◆ **EXERCISE OBJECTIVE**
Locate all lines in the data below that hold "styles" and show them.

◆ **SUPPLIED MATERIAL**
====
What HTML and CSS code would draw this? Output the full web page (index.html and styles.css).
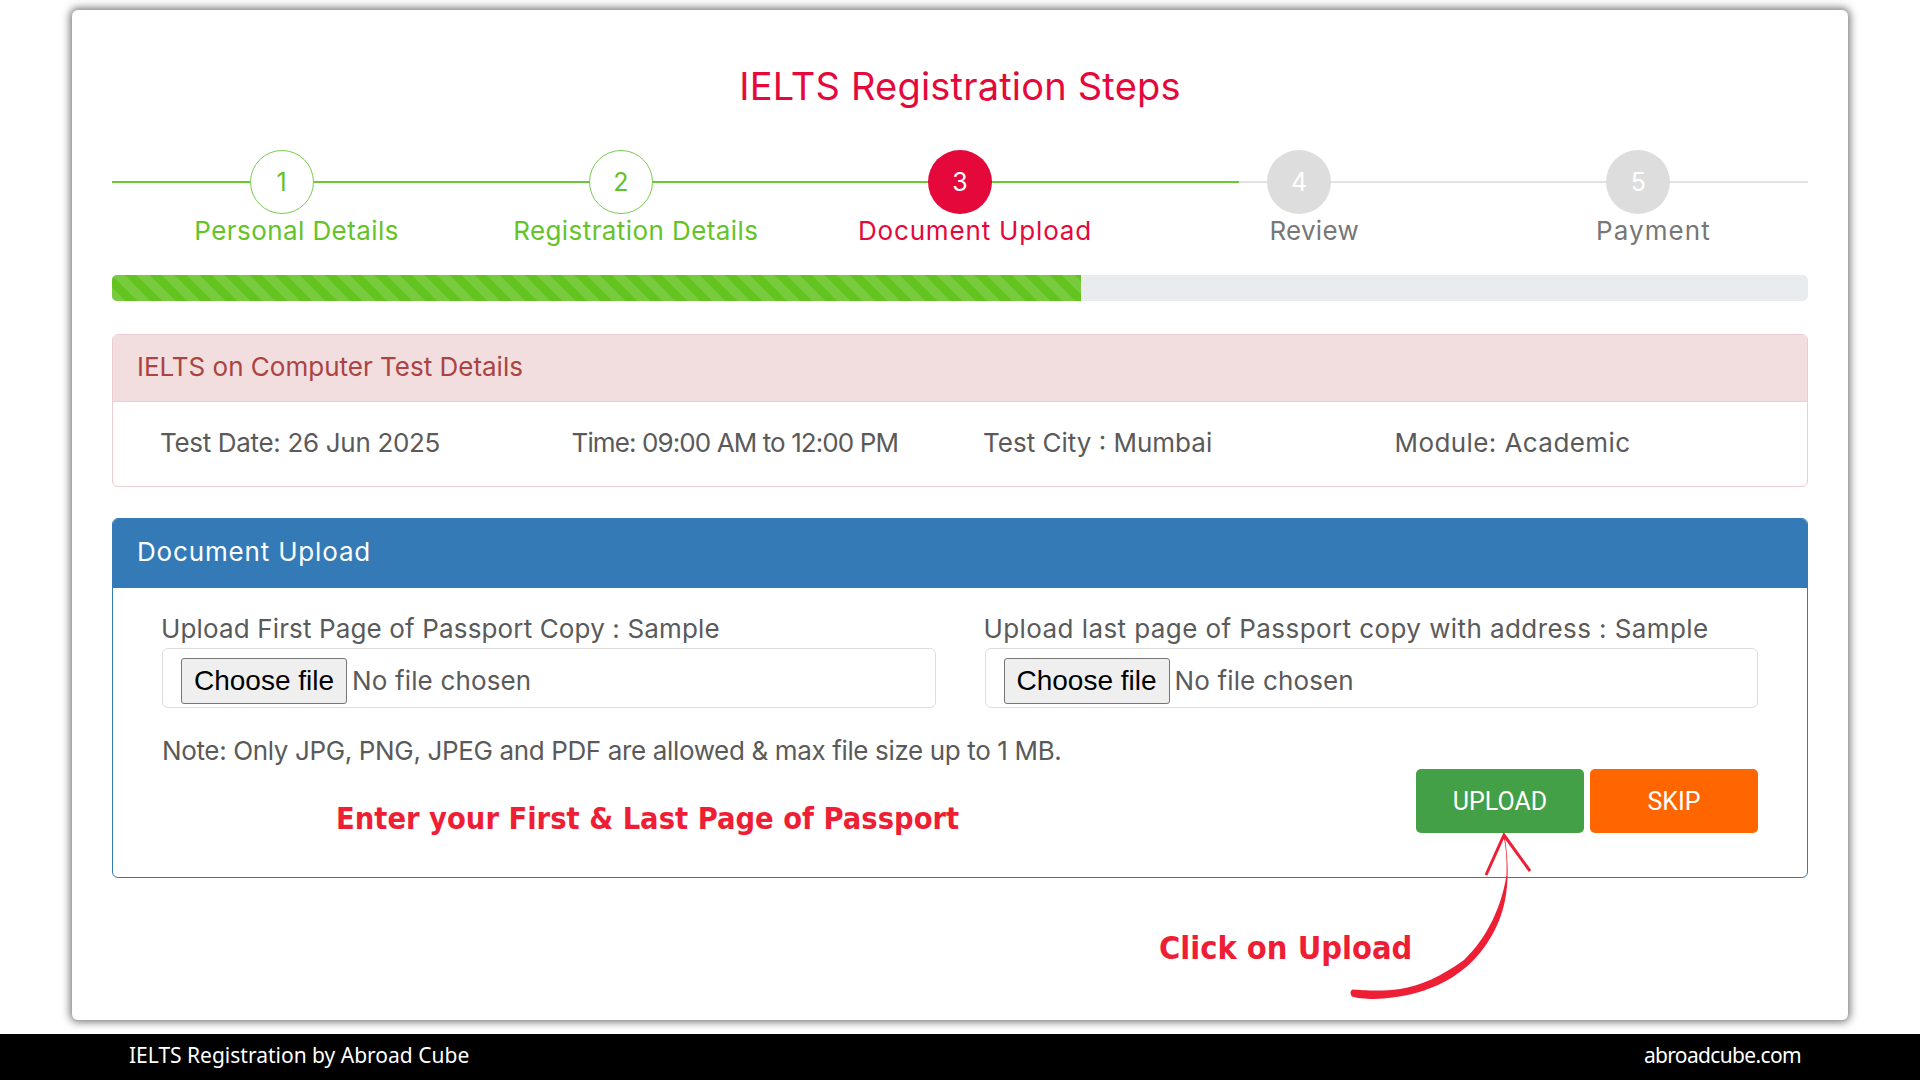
FILE: index.html
```html
<!DOCTYPE html>
<html lang="en">
<head>
<meta charset="utf-8">
<title>IELTS Registration Steps</title>
<link rel="stylesheet" href="styles.css">
</head>
<body>
<main class="stage">
  <section class="card">
    <h1 class="title">IELTS Registration Steps</h1>
    <div class="stepper">
      <div class="track"><div class="track-done"></div></div>
      <div class="step done"><div class="dot">1</div><div class="step-label ls-4">Personal Details</div></div>
      <div class="step done"><div class="dot">2</div><div class="step-label ls-4">Registration Details</div></div>
      <div class="step active"><div class="dot">3</div><div class="step-label ls-8">Document Upload</div></div>
      <div class="step todo"><div class="dot">4</div><div class="step-label ls-3">Review</div></div>
      <div class="step todo"><div class="dot">5</div><div class="step-label ls-11">Payment</div></div>
    </div>
    <div class="progress"><div class="progress-fill"></div></div>
    <div class="panel panel-danger">
      <div class="panel-head">IELTS on Computer Test Details</div>
      <div class="details">
        <div class="ls-n3">Test Date: 26 Jun 2025</div>
        <div class="ls-n9">Time: 09:00 AM to 12:00 PM</div>
        <div>Test City : Mumbai</div>
        <div class="ls-4">Module: Academic</div>
      </div>
    </div>
    <div class="panel panel-primary">
      <div class="panel-head ls-8">Document Upload</div>
      <div class="upload-body">
        <div class="fields">
          <div class="field">
            <label class="field-label ls-1">Upload First Page of Passport Copy : Sample</label>
            <div class="file-box"><button class="file-btn" type="button">Choose file</button><span class="file-name">No file chosen</span></div>
          </div>
          <div class="field">
            <label class="field-label ls-4">Upload last page of Passport copy with address : Sample</label>
            <div class="file-box"><button class="file-btn" type="button">Choose file</button><span class="file-name">No file chosen</span></div>
          </div>
        </div>
        <p class="note">Note: Only JPG, PNG, JPEG and PDF are allowed &amp; max file size up to 1 MB.</p>
        <div class="actions">
          <button class="btn btn-upload" type="button">UPLOAD</button>
          <button class="btn btn-skip" type="button">SKIP</button>
        </div>
      </div>
    </div>
    <div class="hand hand-enter">Enter your First &amp; Last Page of Passport</div>
    <div class="hand hand-click">Click on Upload</div>
    <svg class="arrow" width="200" height="180" viewBox="1340 825 200 180" aria-hidden="true">
      <path class="arrow-fill" d="M1504.5 835 C1510 870 1510 905 1491.5 936 C1478 960 1458 976 1438 985 C1420 993 1400 998 1374 999 C1365 999 1356 998 1352 996.5 C1350 994 1350 990 1353 989.5 C1362 990 1380 992 1400 989 C1420 986 1442 976 1464 960 C1488 937 1502 905 1506.5 875 C1507 860 1506 845 1503 835 Z"/>
      <path class="arrow-head" d="M1486 875 L1504 835 L1530 871"/>
    </svg>
  </section>
</main>
<footer class="footer">
  <span>IELTS Registration by Abroad Cube</span>
  <span class="footer-site">abroadcube.com</span>
</footer>
</body>
</html>
```
FILE: styles.css
```css
* { box-sizing: border-box; }
html, body { margin: 0; height: 100%; }
body {
  display: flex;
  flex-direction: column;
  height: 100vh;
  background: #fff;
  font-family: Inter, "Noto Sans", sans-serif;
  color: #5a5a5a;
  overflow: hidden;
}
.ls-n9 { letter-spacing: -.9px; }
.ls-n3 { letter-spacing: -.32px; }
.ls-1 { letter-spacing: .14px; }
.ls-3 { letter-spacing: .27px; }
.ls-4 { letter-spacing: .42px; }
.ls-8 { letter-spacing: .83px; }
.ls-11 { letter-spacing: 1.1px; }
.stage { flex: 1; padding: 10px 72px 14px; min-height: 0; }
.card {
  position: relative;
  height: 100%;
  background: #fff;
  border-radius: 6px;
  box-shadow: 0 0 9px 2px rgba(0, 0, 0, .55);
  padding: 0 40px;
}
.title {
  margin: 0;
  padding-top: 54px;
  height: 140px;
  font-size: 38px;
  line-height: 44px;
  font-weight: 400;
  text-align: center;
  color: #e4093a;
  letter-spacing: .2px;
}
.stepper {
  position: relative;
  display: grid;
  grid-template-columns: repeat(5, 1fr);
  height: 125px;
}
.track {
  position: absolute;
  left: 0;
  right: 0;
  top: 31px;
  height: 2px;
  background: #e2e2e2;
}
.track-done { width: 1127px; height: 100%; background: #6cc63a; }
.step { position: relative; display: flex; flex-direction: column; align-items: center; }
.dot {
  width: 64px;
  height: 64px;
  border-radius: 50%;
  display: flex;
  align-items: center;
  justify-content: center;
  font-size: 25px;
}
.step-label {
  padding-left: 30px;
  font-size: 26px;
  line-height: 34px;
  white-space: nowrap;
}
.done .dot { background: #fff; border: 1.5px solid #7ccb52; color: #63c328; }
.done .step-label { color: #63c328; }
.active .dot { background: #e4093a; color: #fff; }
.active .step-label { color: #e4093a; }
.todo .dot { background: #ddd; color: #fff; }
.todo .step-label { color: #777; }
.progress {
  height: 26px;
  background: #e9ecef;
  border-radius: 5px;
  overflow: hidden;
}
.progress-fill {
  width: 969px;
  height: 100%;
  background-color: #63c31f;
  background-image: linear-gradient(45deg, rgba(255,255,255,.13) 25%, transparent 25%, transparent 50%, rgba(255,255,255,.13) 50%, rgba(255,255,255,.13) 75%, transparent 75%, transparent);
  background-size: 25px 25px;
}
.panel { border: 1px solid; border-radius: 6px; overflow: hidden; }
.panel-head { padding-left: 24px; font-size: 26px; }
.panel-danger { margin-top: 33px; height: 153px; border-color: #ebccd1; }
.panel-danger .panel-head {
  height: 67px;
  line-height: 64px;
  background: #f2dede;
  color: #a94442;
  border-bottom: 1px solid #ebccd1;
}
.details {
  display: grid;
  grid-template-columns: repeat(4, 1fr);
  padding: 0 24px;
  font-size: 26px;
  line-height: 82px;
}
.details > div { padding-left: 23px; white-space: nowrap; }
.panel-primary { margin-top: 31px; height: 360px; border-color: #337ab7; }
.panel-primary .panel-head {
  height: 69px;
  line-height: 66px;
  background: #337ab7;
  color: #fff;
}
.upload-body { padding: 24px 49px 0; }
.fields { display: grid; grid-template-columns: 1fr 1fr; gap: 49px; }
.field-label { display: block; margin: 0 0 2px -1px; font-size: 26px; line-height: 34px; white-space: nowrap; }
.file-box {
  display: flex;
  align-items: flex-start;
  height: 60px;
  border: 1.5px solid #ddd;
  border-radius: 6px;
  padding: 9px 18px 0;
}
.file-btn {
  width: 166px;
  height: 46px;
  padding: 0;
  font-family: "Liberation Sans", sans-serif;
  font-size: 28px;
  color: #000;
  background: #efefef;
  border: 1px solid #767676;
  border-radius: 3px;
}
.file-name { margin-left: 5px; font-size: 26px; line-height: 45px; letter-spacing: .15px; color: #5a5a5a; }
.note { margin: 26px 0 0; font-size: 26px; line-height: 34px; letter-spacing: -.36px; white-space: nowrap; }
.actions { display: flex; justify-content: flex-end; gap: 6px; margin-top: 1px; }
.btn {
  width: 168px;
  height: 64px;
  border: 0;
  border-radius: 5px;
  font-family: Roboto, sans-serif;
  font-size: 25px;
  color: #fff;
}
.btn-upload { background: #43a047; }
.btn-skip { background: #ff6600; }
.hand {
  position: absolute;
  font-family: "DejaVu Sans Condensed", "DejaVu Sans", sans-serif;
  font-weight: 700;
  color: #ee1e35;
  white-space: nowrap;
}
.hand-enter { left: 264px; top: 789px; font-size: 30.5px; line-height: 40px; }
.hand-click { left: 1087px; top: 918px; font-size: 32.3px; line-height: 40px; }
.arrow { position: absolute; left: 1268px; top: 815px; overflow: visible; }
.arrow-fill { fill: #ee1e35; }
.arrow-head { fill: none; stroke: #ee1e35; stroke-width: 3; }
.footer {
  height: 46px;
  flex: none;
  background: #000;
  color: #fff;
  display: flex;
  justify-content: space-between;
  padding: 0 119px 0 129px;
  font-family: "Noto Sans", sans-serif;
  font-size: 21px;
  line-height: 42px;
}
.footer-site { letter-spacing: -.65px; }
```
====
◆ **EXERCISE SOLUTION**
What HTML and CSS code would draw this? Output the full web page (index.html and styles.css).
<link rel="stylesheet" href="styles.css">
FILE: styles.css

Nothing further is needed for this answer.